Geez Bones, this is basic stuff and you're actually requiring me to type a textbook here. There are innate switches in our brains for the facilitation of language. They get set on and off during the acquisition phase. The switches control what sounds are used in your native language's phonemic inventory. The ones that could have been set on as a child, but are not required in the native language, get set off. You don't use them. And they become difficult to learn in adulthood.
The Indian retroflex 't' is one example. Indians make the 't' sound by curling the tongue backwards and hitting the roof of the mouth. Our 't' is made by our tongues touching the alveolar ridge, which is forward. Once you get past a certain age that ability is either cemented in or missing. And learning later in life is never a natural process. Although many actors have done a great job of imitating accents and dialects with much work (although Pygmalion was based on false assumptions about language acquisition and Shaw had many crazy, pre-linguistics, ideas about language). But that's not natural and hard to do consistently or to know the exceptions to other dialectical pronunciation rules.
Children add new words to their lexicon at a slow pace which gradually increases, and then goes through the roof after the age of 5 and continues throughout most of our lives. Again, these are not things misunderstood by linguists. If I mentioned half the equation to someone else studying linguistics, because I don't want to write a book, we would still have a common understanding of exactly what language acquisition means and what it doesn't mean.
Everything affecting language is 'human', but some factors are innate, some are conscious, and some are unconscious. 98% of our thoughts are unconscious. To use cognitive linguistics and George Lakoff specifically, our speech is formed in frames. We know the central point of what we're going to say before we can even formulate the sentence that carries that thought. Ideas do not exist in sentences. Our accompanying hand gesture to indicate the peak of a mountain can start in the sentence before we get to the mention of the mountain peak. Our hand already knows where the sentence/grammar/words are going because we don't think in those terms, we think in ideas, concept, frames. Forming the sentences and phrases are unconscious and conscious. We consciously modify or chooses better words as the words are coming out of our mouths. We can also plan what we say, but sometimes that comes out different than we planned.

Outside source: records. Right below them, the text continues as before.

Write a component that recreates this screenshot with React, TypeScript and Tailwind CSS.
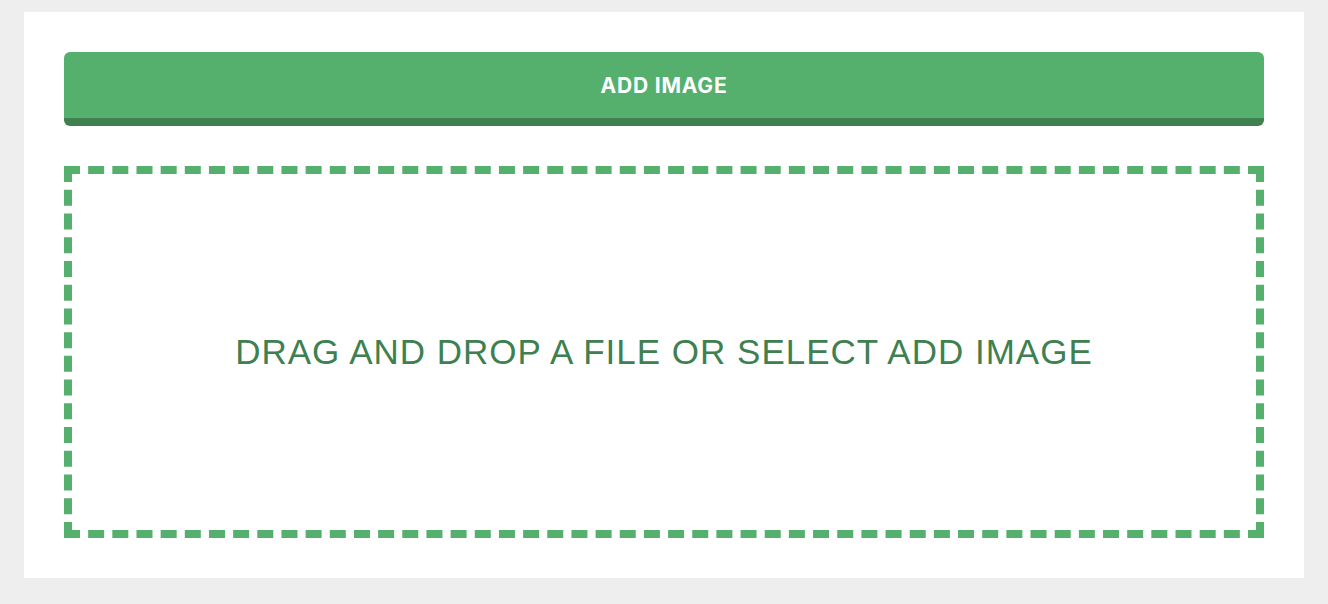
export default function App() {
  return (
    <div className="min-h-screen bg-[#eeeeee] px-6 py-3">
      <div className="bg-white p-10 flex flex-col gap-10">
        <button className="h-[74px] w-full rounded-md bg-[#55b06d] border-b-8 border-[#3e8050] text-white font-bold text-[21px] font-['Inter',sans-serif] tracking-[0.8px] pt-[2px]">
          ADD IMAGE
        </button>
        <div className="h-[372px] border-8 border-dashed border-[#55b06d] flex items-center justify-center">
          <p className="text-[#3e8050] text-[35px] font-['Liberation_Sans',Arial,sans-serif] tracking-[1px]">
            DRAG AND DROP A FILE OR SELECT ADD IMAGE
          </p>
        </div>
      </div>
    </div>
  );
}
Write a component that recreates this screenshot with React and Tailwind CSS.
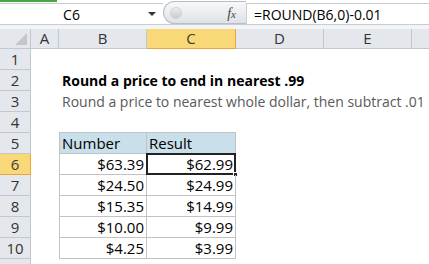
import React from "react";

const cols = [
  { key: "A", w: "w-[28px]" },
  { key: "B", w: "w-[88px]" },
  { key: "C", w: "w-[89px]" },
  { key: "D", w: "w-[88px]" },
  { key: "E", w: "w-[88px]" },
  { key: "F", w: "w-[40px]" },
];

const data = [
  ["$63.39", "$62.99"],
  ["$24.50", "$24.99"],
  ["$15.35", "$14.99"],
  ["$10.00", "$9.99"],
  ["$4.25", "$3.99"],
];

function RowHead({ n, active }) {
  return (
    <div
      className={
        "w-[31px] shrink-0 h-full flex items-center justify-center border-r border-b text-[15px] " +
        (active ? "bg-[#f9d977] border-[#e8a73c] text-[#3b3b3b]" : "bg-[#e4e7eb] border-[#c3c8ce] text-[#333]")
      }
    >
      {n}
    </div>
  );
}

function Row({ n, active, children }) {
  return (
    <div className="flex h-[21px]">
      <RowHead n={n} active={active} />
      {children}
    </div>
  );
}

export default function App() {
  return (
    <div className="w-[429px] h-[264px] overflow-hidden bg-white text-black" style={{ fontFamily: "'Open Sans', 'Liberation Sans', sans-serif" }}>
      {/* formula bar */}
      <div className="relative h-[29px] bg-[#f3f4f6]">
        <div className="absolute left-0 top-0 w-[57px] h-[2px] bg-[#4aa64a]" />
        <div className="flex h-[25px] pt-[3px] border-b border-[#c9ccd1] bg-white">
          <div className="relative w-[163px] flex items-center justify-center text-[14px] border-t border-[#c9ccd1]">
            <span className="-ml-[20px]">C6</span>
            <span className="absolute right-[7px] top-[8px] w-0 h-0 border-x-[4px] border-x-transparent border-t-[4px] border-t-[#333]" />
          </div>
          <div className="relative w-[83px] bg-gradient-to-b from-[#f7f8f9] to-[#dfe2e6] rounded-l-full border border-[#b9bec4] border-r-0 -mt-[2px]">
            <span className="absolute left-[6px] top-[5px] w-[12px] h-[12px] rounded-full bg-gradient-to-b from-[#e9ebee] to-[#c9cdd2] border border-[#cfd3d8]" />
            <span className="absolute right-[10px] top-[1px] text-[14px] italic text-[#444]" style={{ fontFamily: "'Liberation Serif', serif" }}>
              f<span className="text-[11px]">x</span>
            </span>
          </div>
          <div className="flex-1 flex items-center pl-[7px] text-[14px] border-l border-t border-[#c9ccd1]">=ROUND(B6,0)-0.01</div>
        </div>
      </div>

      {/* column headers */}
      <div className="flex h-[20px] text-[15px]">
        <div className="relative w-[31px] shrink-0 bg-[#e4e7eb] border-r border-b border-[#c3c8ce]">
          <span className="absolute right-[3px] bottom-[3px] w-0 h-0 border-l-[12px] border-l-transparent border-b-[12px] border-b-[#c3c7cc]" />
        </div>
        {cols.map((c) => (
          <div
            key={c.key}
            className={
              c.w +
              " shrink-0 flex items-center justify-center border-r border-b " +
              (c.key === "C" ? "bg-[#f9d977] border-[#e8a73c] text-[#3b3b3b]" : "bg-[#e4e7eb] border-[#c3c8ce] text-[#333]")
            }
          >
            {c.key !== "F" && c.key}
          </div>
        ))}
      </div>

      {/* rows */}
      <div className="text-[15px]">
        <Row n={1} />
        <Row n={2}>
          <div className="pl-[31px] flex items-center font-bold text-[14px] whitespace-nowrap">Round a price to end in nearest .99</div>
        </Row>
        <Row n={3}>
          <div className="pl-[31px] flex items-center text-[14px] text-[#595959] whitespace-nowrap">Round a price to nearest whole dollar, then subtract .01</div>
        </Row>
        <Row n={4} />
        <Row n={5}>
          <div className="w-[28px] shrink-0" />
          <div className="w-[88px] shrink-0 flex items-center pl-[2px] bg-[#c9dfe9] border-t border-l border-r border-b border-[#bfc3c7] -mt-px h-[22px]">Number</div>
          <div className="w-[89px] shrink-0 flex items-center pl-[2px] bg-[#c9dfe9] border-t border-r border-b border-[#bfc3c7] -mt-px h-[22px]">Result</div>
        </Row>
        {data.map((d, i) => (
          <Row key={i} n={6 + i} active={i === 0}>
            <div className="w-[28px] shrink-0" />
            <div className="w-[88px] shrink-0 flex items-center justify-end pr-[2px] border-l border-r border-b border-[#bfc3c7]">{d[0]}</div>
            <div className="relative w-[89px] shrink-0 flex items-center justify-end pr-[2px] border-r border-b border-[#bfc3c7]">
              {d[1]}
              {i === 0 && (
                <>
                  <span className="absolute -left-px -top-px -right-px -bottom-px border-2 border-[#222]" />
                  <span className="absolute -right-[3px] -bottom-[3px] w-[5px] h-[5px] bg-[#222] border border-white" />
                </>
              )}
            </div>
          </Row>
        ))}
        <Row n="" />
      </div>
    </div>
  );
}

Those rules of grammar and sentence construction are acquired. What consonants sound like next to other phonemes and how they change in different settings are not learned from reading. Orthography doesn't even capture sounds as we make them (the 'knight' example, there is no silent 'k', there is simply no 'k' in 'knight' in English, only in orthography because it's left over from past languages that did pronounce it exactly the same as it was written).
The majority of human existence had spoken language and no written language. Books can only influence language because you also hear the spoken version in your head. And many times, like Sartre's self-taught man in Nausea, if you haven't heard people actually say the words you're reading you'll come up with the wrong pronunciation (and look stupid). There are no consistent pronunciation rules for written English. Orthography and all writing is a byproduct of spoken language. And it certainly doesn't drive pronunciation or prosody changes when it does a poor and inaccurate job of representing it.